Tomara
que a nova Constituição [de 1988], quiçá revista e melhorada, possa fugir ao
destino das cartas latino-americanas, tantas delas condenadas a ser o que
Lowenthal batizou de “constituições pedagógicas”: um feixe bacharelesco de
idealidades inviáveis, cruelmente desmentidas pela prática político-social,
embora dotadas de módicos efeitos civilizatórios. Oxalá possa ela, aprofundando
seus componentes liberais, dispensar o recurso ao reformismo von oben [de cima] – e ao liberalismo de
estado – enraizando nos nossos mores
a energia plural da liberdade, neste nosso fim de século [XX] cada dia mais
digno de ser chamado Era da Liberalização.
José
Guilherme Merquior (in “Liberalismo e Constituição”)
Neste ano de 2018, nossa Constituição Federal
completou três décadas. A data ensejou uma farta safra de novas discussões
sobre esse marco do Brasil redemocratizado, destacando-se as numerosas críticas
a seus excessos: a começar, o excesso de páginas, o excesso de regulamentação
da vida pessoal, familiar e empresarial, o excesso de direitos que o Estado, desde
a promulgação da Carta, nunca pôde, e nunca poderá, realmente promover.
Já em 1989 foi publicado, sob coordenação de Paulo
Mercadante, o livro Constituição de 1988:
o avanço do retrocesso. Dentre as contribuições dos diversos autores, do
quilate de um Miguel Reale e de um Roberto Campos, o leitor encontra no volume
o texto “Liberalismo e Constituição”, de José Guilherme Merquior.
O título é daqueles nos quais os familiarizados com
a obra merquioriana, e sabendo tratar-se de uma publicação da década de 80, farejam
facilmente a autoria. De fato, nesse período Merquior se entusiasma, todo
entregue, ao liberalismo como ideário cultural, sócio-político e econômico.

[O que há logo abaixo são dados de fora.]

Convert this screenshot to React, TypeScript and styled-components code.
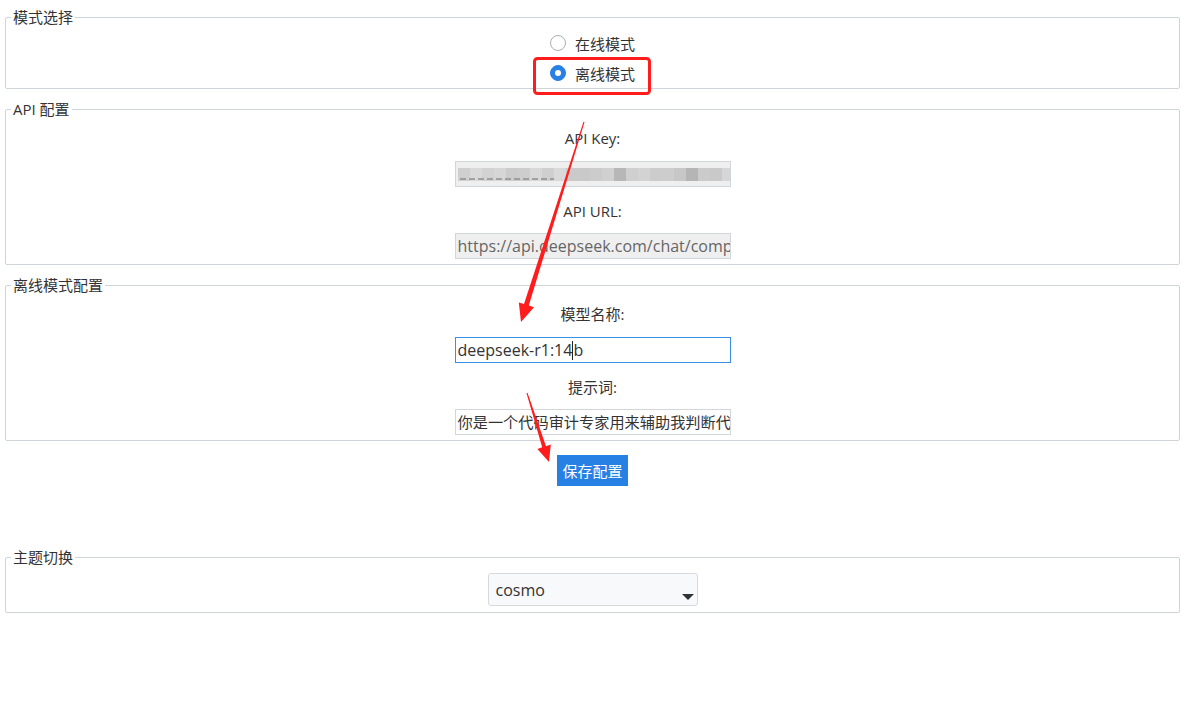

Diga-se de passagem, essa sua atitude apologética coincidia, no plano mundial,
com o desmoronamento do socialismo-comunismo no contexto da Guerra Fria, e a consequente
vitória do capitalismo liberal, e, no plano nacional, com a progressiva
abertura democrática do regime civil-militar até seu fim definitivo em 1985.
“Liberalismo e Constituição” não ultrapassa cinco
páginas, e divide-se em duas partes. Na primeira, o diplomata graduado em
Direito traça uma brevíssima história das constituições, que já vinham
aparecendo desde a Idade Média, dentro de um percurso que se confundiria, em
larga medida, com a história do liberalismo. O pequeno texto de Merquior
principia nestes termos: “Sob certo aspecto, o próprio conceito de constituição
é uma noção liberal.” (p.13)
É na segunda parte que José Guilherme Merquior se
detém propriamente sobre a Constituição Federal de 1988, salientando a
necessidade de uma “reforma constitucional” após o período 1964-1985, visto que
então a política brasileira se depararia com uma “carência de legitimidade”, o que
“a reconceituação dos direitos”, “a redefinição do papel do Congresso” e “a
posição dos Estados frente à federação” haveriam de ser sanar, (p.15) pelo
menos no que se referia à esfera política.
Quanto ao resultado da reforma constitucional, Merquior aponta alguns problemas. Um dos
quais a incoerência de “certa dose de Parlamentarismo de facto ter desfigurado a opção presidencialista da nova Carta”,
embora para o comentarista tal descaracterização “só poderia exprimir a vontade
de evitar o arbítrio – velho leitmotiv liberal”.
(p.16) Também Merquior lamenta a perda da oportunidade de consolidar “um bom
conceito social de democracia”, visto que no Brasil “[t]emos praticado com
grande indulgência o democratismo, caricatura daninha da democracia”. (p.16)
Isto é, a Constituição de 88 não lhe parecia preocupar-se em fomentar na
sociedade como um todo a participação vigilante dos verdadeiros cidadãos, principais
responsáveis – ao fim e ao cabo – pelo funcionamento eficiente da democracia.
Fosse como fosse, dentre os pontos positivos,
estariam os “vários elementos liberais e libertários” e “uma justa e necessária
dose de restauração liberista – de recuperação
da enorme importância da descrentalização econômica”, conquanto ao lado de “traços
estatizantes e protecionistas”. (p.16)
Por fim, José Guilherme Merquior torcia, naqueles
primeiros meses de redemocratização do Brasil, para que a nossa Constituição
não se tornasse no que, em grande medida, veio a se tornar... Releia meu leitor,
por gentileza, a epígrafe deste post.